Visit the Woodland Park Zoo
“Seattle’s Woodland Park Zoo is one of the city’s most popular attractions. Here, there’s so much to see and do that you’ll easily spend hours exploring the whole zoo,” explains food and restaurant site Noms Magazine. “Just animals alone, the zoo has over 900 creatures for you to learn and spectate in their specially created bioclimatic zones, which best try to replicate their natural habitats. That means having the opportunity to wave at a towering Giraffe, speedy Jaguar, Penguins from the desert coast of Peru, and many more. We love and recommend the zoo because it’s so rare to see some of these animals right before you. It makes such a fun experience together with family or a loved one. Before leaving, be sure to take a relaxing stroll around the rose garden with almost 3000 roses.”

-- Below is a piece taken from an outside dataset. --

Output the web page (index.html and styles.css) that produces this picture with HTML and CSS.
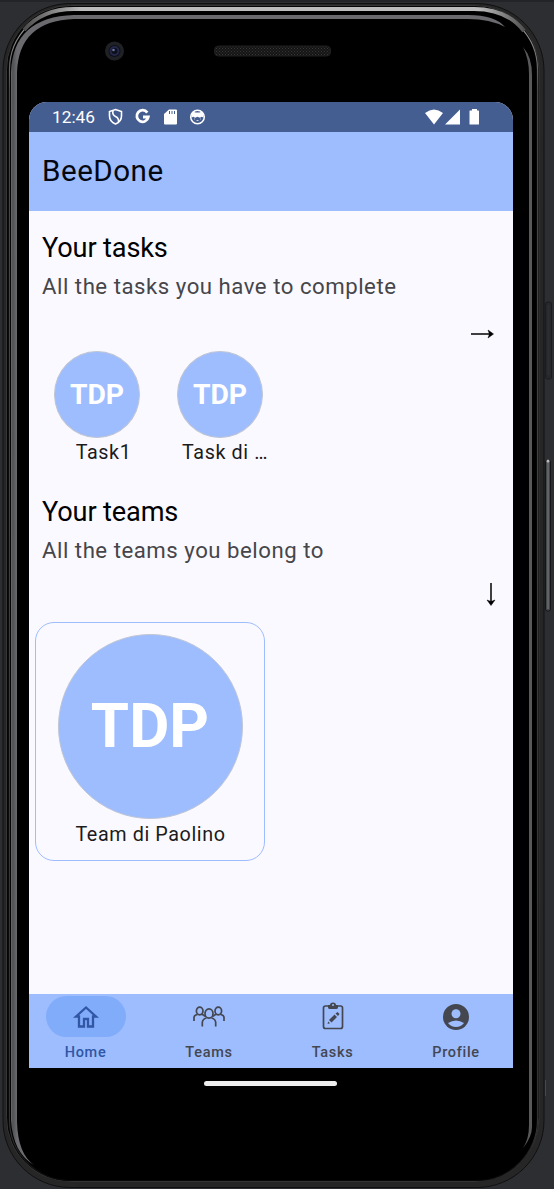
FILE: index.html
```html
<!DOCTYPE html>
<html lang="en">
<head>
<meta charset="utf-8">
<title>BeeDone</title>
<link rel="stylesheet" href="styles.css">
</head>
<body>
<div class="stage">
  <svg class="device" viewBox="0 0 554 1189" aria-hidden="true">
    <defs>
      <linearGradient id="rim" x1="0" y1="0" x2="0" y2="1">
        <stop offset="0" stop-color="#aaa"/><stop offset=".025" stop-color="#888"/><stop offset=".07" stop-color="#48494a"/><stop offset=".96" stop-color="#303132"/><stop offset="1" stop-color="#080808"/>
      </linearGradient>
      <linearGradient id="shine" gradientUnits="userSpaceOnUse" x1="20" y1="0" x2="530" y2="0">
        <stop offset="0" stop-color="#444"/><stop offset=".12" stop-color="#bcbcbc"/><stop offset=".9" stop-color="#bcbcbc"/><stop offset="1" stop-color="#444"/>
      </linearGradient>
      <linearGradient id="leftEdge" gradientUnits="userSpaceOnUse" x1="10" y1="0" x2="17" y2="0">
        <stop offset="0" stop-color="#77777a"/><stop offset=".4" stop-color="#505154"/><stop offset="1" stop-color="#6b6b6f"/>
      </linearGradient>
      <pattern id="mesh" width="3" height="3" patternUnits="userSpaceOnUse">
        <rect width="3" height="3" fill="#141414"/><path d="M0 0h1v1H0zM1.500 1.500h1v1h-1z" fill="#383838"/>
      </pattern>
    </defs>
    <path d="M0 1h554" stroke="#191a1c"/>
    <rect x="3" y="3.500" width="541" height="1184" rx="67" fill="#252625" stroke="#101010"/>
    <rect x="6.500" y="5.500" width="532.500" height="1176" rx="64" fill="#050505" stroke="#343534"/>
    <rect x="9.500" y="8.500" width="528" height="1172" rx="61" fill="#000" stroke="url(#rim)" stroke-width="1.200"/>
    <path d="M24 30Q42 9 74 9H474Q507 9 524 31" fill="none" stroke="url(#shine)" stroke-width="4"/>
    <path d="M11 1120V72Q13 17 74 15H468Q495 15 505 27Q490 19 468 19H74Q19 21 17 72V1122Q18 1154 34 1165Q13 1153 11 1120Z" fill="url(#leftEdge)"/>
    <path d="M523 47Q532 57 532 75V1127Q532 1137 523 1148Q529 1139 529 1125V74Q529 59 523 47Z" fill="#59595b"/>
    <path d="M78 1184.500H480" stroke="#252525" stroke-width="4"/>
    <circle cx="114.500" cy="51" r="9.500" fill="#202124"/><circle cx="114.500" cy="51" r="6" fill="#0d0e1b"/><circle cx="114.500" cy="51" r="4" fill="none" stroke="#252747" stroke-width="2"/><circle cx="113.500" cy="50" r="1.300" fill="#6677a6"/>
    <rect x="214.500" y="46" width="116" height="10" rx="4" fill="url(#mesh)" stroke="#202020"/>
    <rect x="545.500" y="302" width="6" height="77" rx="2" fill="#24282c" stroke="#1b1c1d"/><path d="M548.500 305v70" stroke="#302d2f" stroke-width="2"/>
    <rect x="545.500" y="460" width="5" height="151" rx="2" fill="#44474a" stroke="#151617"/><path d="M548 462v147" stroke="#606264" stroke-width="2"/><circle cx="548" cy="461" r="1.500" fill="#bbb"/>
    <path d="M545.500 1080v16" stroke="#47484a"/>
  </svg>
  <main class="screen">
    <div class="status">
      <span class="time">12:46</span>
      <svg class="status-left" viewBox="0 0 100 18" fill="none" stroke="#fff">
        <path d="M8.500 1.500 14.500 3.500V8Q14.500 13.500 8.500 16Q2.500 13.500 2.500 8V3.500Z" stroke-width="1.600"/><path d="M6 2.500Q5 7 8.500 8.500T11.500 14" stroke-width="1.600"/>
        <path d="M40.300 4.600A5.800 5.800 0 1 0 41.300 9H36" stroke-width="2.800"/>
        <path d="M62 1.500h7q1 0 1 1v13q0 1-1 1h-11q-1 0-1-1V6Z" fill="#fff" stroke="none"/><path d="M62.500 3v3M65 3v3M67.500 3v3" stroke="#455e91"/>
        <circle cx="90.500" cy="9" r="6.800" stroke-width="1.500"/><path d="M84.500 6 86.500 3.800 88.500 4.500h4l2-.7L96.500 6v3.500l-2-.8-1.500 1-2.500-1-2.500 1-1.500-1-2 .8Z" fill="#fff" stroke="none"/><path d="M87 11h.8M93.200 11h.8M89.500 12.500h2" stroke-width=".7"/>
      </svg>
      <svg class="status-right" viewBox="0 0 56 16" fill="#fff"><path d="M0 4Q9-3 18 4L9 15.500ZM35 .5V15.500H20ZM47 1.500V0h5v1.500h1.500q.5 0 .5.500v13q0 .5-.5.500h-8.500q-.5 0-.5-.5v-13q0-.5.500-.5Z"/></svg>
    </div>
    <header class="appbar">BeeDone</header>
    <div class="content">
      <section class="tasks">
        <h2>Your tasks</h2>
        <p class="sub">All the tasks you have to complete</p>
        <div class="arrow-row"><svg class="arrow-right" viewBox="0 0 24 12"><path d="M1 6H22"/><path class="head" d="M18 2 23.500 6 18 10 19.500 6Z"/></svg></div>
        <div class="task-list">
          <div class="task"><div class="avatar">TDP</div><span class="label first">Task1</span></div>
          <div class="task"><div class="avatar">TDP</div><span class="label second">Task di …</span></div>
        </div>
      </section>
      <section class="teams">
        <h2>Your teams</h2>
        <p class="sub">All the teams you belong to</p>
        <div class="arrow-row down"><svg class="arrow-down" viewBox="0 0 12 24"><path d="M6 1V22"/><path class="head" d="M2 18 6 23.500 10 18 6 19.500Z"/></svg></div>
        <div class="card"><div class="avatar large">TDP</div><span class="label">Team di Paolino</span></div>
      </section>
    </div>
    <nav class="nav">
      <div class="item active"><span class="pill"><svg viewBox="0 0 26 24"><path d="M13 2.500 3 11.500H6V21.500H11V14H15V21.500H20V11.500H23Z" fill="none" stroke="currentColor" stroke-width="2.300"/></svg></span><b>Home</b></div>
      <div class="item"><span class="pill"><svg class="people" viewBox="0 0 32 22" fill="none" stroke="currentColor" stroke-width="1.700"><ellipse cx="6.700" cy="5" rx="3.300" ry="3.800"/><ellipse cx="25.300" cy="5" rx="3.300" ry="3.800"/><ellipse cx="16" cy="7.500" rx="4" ry="4.700"/><path d="M1 15V11.500Q1 9 4.500 8.500M31 15V11.500Q31 9 27.500 8.500M8.500 8.500Q11 8.500 12 10.500M23.500 8.500Q21 8.500 20 10.500M9.300 20.500V16.500Q9.500 13 13.500 12M22.700 20.500V16.500Q22.500 13 18.500 12"/></svg></span><b>Teams</b></div>
      <div class="item"><span class="pill"><svg class="clip" viewBox="0 0 24 30"><rect x="2.500" y="5" width="19" height="22.500" rx="2" fill="none" stroke="currentColor" stroke-width="1.700"/><path d="M7 4H9Q9 1.500 12 1.500T15 4H17V6.500Q17 8 15 8H9Q7 8 7 6.500Z" fill="currentColor"/><circle cx="12" cy="4" r="1" fill="#9dbdff"/><path d="m8 19 5.500-5.500 2.500 2.500-5.500 5.500ZM14.500 12.500 16.500 11l2 2L17 15ZM6.500 23 7.300 20.500 9 22.200Z" fill="currentColor"/></svg></span><b>Tasks</b></div>
      <div class="item"><span class="pill"><svg viewBox="0 0 26 26"><circle cx="13" cy="13" r="13" fill="currentColor"/><circle cx="13" cy="9.800" r="4.500" fill="#9dbdff"/><path d="M5 19Q13 13.800 21 19Q18 23 13 23T5 19Z" fill="#9dbdff"/></svg></span><b>Profile</b></div>
    </nav>
  </main>
  <div class="home-bar"></div>
</div>
</body>
</html>
```
FILE: styles.css
```css
* { box-sizing: border-box; }
body { margin: 0; background: #2d2e32; font-family: Roboto, sans-serif; }
.stage { position: relative; width: 554px; height: 1189px; padding: 102px 41px 0 29px; overflow: hidden; }
.device { position: absolute; inset: 0; width: 554px; height: 1189px; }
.screen { position: relative; display: flex; flex-direction: column; height: 966px; overflow: hidden; background: #faf9ff; border-radius: 18px 18px 0 0; }
.status { display: flex; align-items: center; height: 30px; padding: 0 32px 0 23px; background: #455e91; color: #fff; }
.time { width: 55px; font-size: 17.3px; line-height: 20px; }
.status-left { width: 100px; height: 18px; }
.status-right { width: 56px; height: 16px; margin-left: auto; }
.appbar { height: 78.500px; padding-left: 13px; background: #9dbdff; color: #050710; font-size: 29.6px; line-height: 78px; letter-spacing: .5px; }
.content { flex: 1; }
.tasks { height: 265px; padding-top: 17px; }
.teams { padding-top: 16px; }
h2 { margin: 0 0 0 13px; color: #000; font-size: 27.150px; font-weight: 400; line-height: 40px; letter-spacing: -.15px; }
.sub { margin: 0 0 0 13px; color: #46464a; font-size: 22.200px; line-height: 37px; letter-spacing: .52px; }
.arrow-row { display: flex; justify-content: flex-end; height: 46px; padding: 23px 19px 0 0; }
.arrow-right { width: 24px; height: 12px; }
.arrow-down { width: 12px; height: 24px; }
.arrow-right path, .arrow-down path { fill: none; stroke: #000; stroke-width: 1.500; }
.arrow-right .head, .arrow-down .head { fill: #000; stroke-width: .5; }
.down { height: 53px; padding: 13px 16px 0 0; }
.task-list { display: flex; gap: 37px; padding-left: 25px; }
.task { display: flex; flex-direction: column; align-items: center; width: 86px; }
.avatar { display: flex; align-items: center; justify-content: center; width: 86px; height: 87px; border: 1px solid #bfc5d4; border-radius: 50%; background: #9dbdff; color: #fff; font-size: 28.300px; font-weight: 700; }
.label { color: #1b1b20; font-size: 19.750px; line-height: 30px; letter-spacing: .6px; white-space: nowrap; }
.first { margin-left: 13px; }
.second { margin-left: 10px; }
.card { display: flex; flex-direction: column; align-items: center; width: 230px; height: 239px; margin-left: 6px; padding-top: 11px; border: 1.200px solid #9dbdff; border-radius: 19px; }
.card .label { margin-left: 1px; line-height: 32px; }
.large { width: 185px; height: 185px; font-size: 61.800px; }
.nav { display: flex; height: 74px; padding: 2px 0 0; background: #9dbdff; color: #44474f; }
.item { display: flex; flex-direction: column; align-items: center; width: 80px; margin-left: 43.500px; }
.item:first-child { margin-left: 16.500px; }
.pill { display: flex; align-items: center; justify-content: center; width: 80px; height: 41px; border-radius: 21px; }
.pill svg { width: 26px; height: 26px; }
.pill .people { width: 32px; height: 22px; }
.pill .clip { width: 24px; height: 30px; margin-top: -2px; }
.item b { margin-top: 6px; font-size: 14.500px; font-weight: 500; line-height: 20px; letter-spacing: .7px; }
.active { color: #3056a4; }
.active .pill { background: #81acfa; }
.home-bar { position: relative; width: 133px; height: 5px; margin: 13px 0 0 175px; border-radius: 3px; background: #eee; }
```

Have date night in downtown Seattle
“I look fondly back on my years living in Belltown with my husband before we bought our first home, so one of my favorite things to do in Seattle is to have a downtown date day and night,” shares blogger and photographer Cortney Bigelow of The Grey Edit. “Roaming through Pike Place Market for flowers and local artisan shopping followed by champagne and oysters at Maximilien. Wandering through Post Alley and grabbing a cozy cocktail at Zig Zag along Pike Place Climb. Stopping by your hotel (either Hotel Theodore or Palihotel) to freshen up before a night out — drinks and dinner at The George within the Fairmont Olympic. When you wake up, grab coffee at Storyville, breakfast at the Crumpet Shop in Pike Place, and roam the waterfront towards Elliott Bay Park to soak up the smells of the Puget Sound and buzz of the city before going back home.”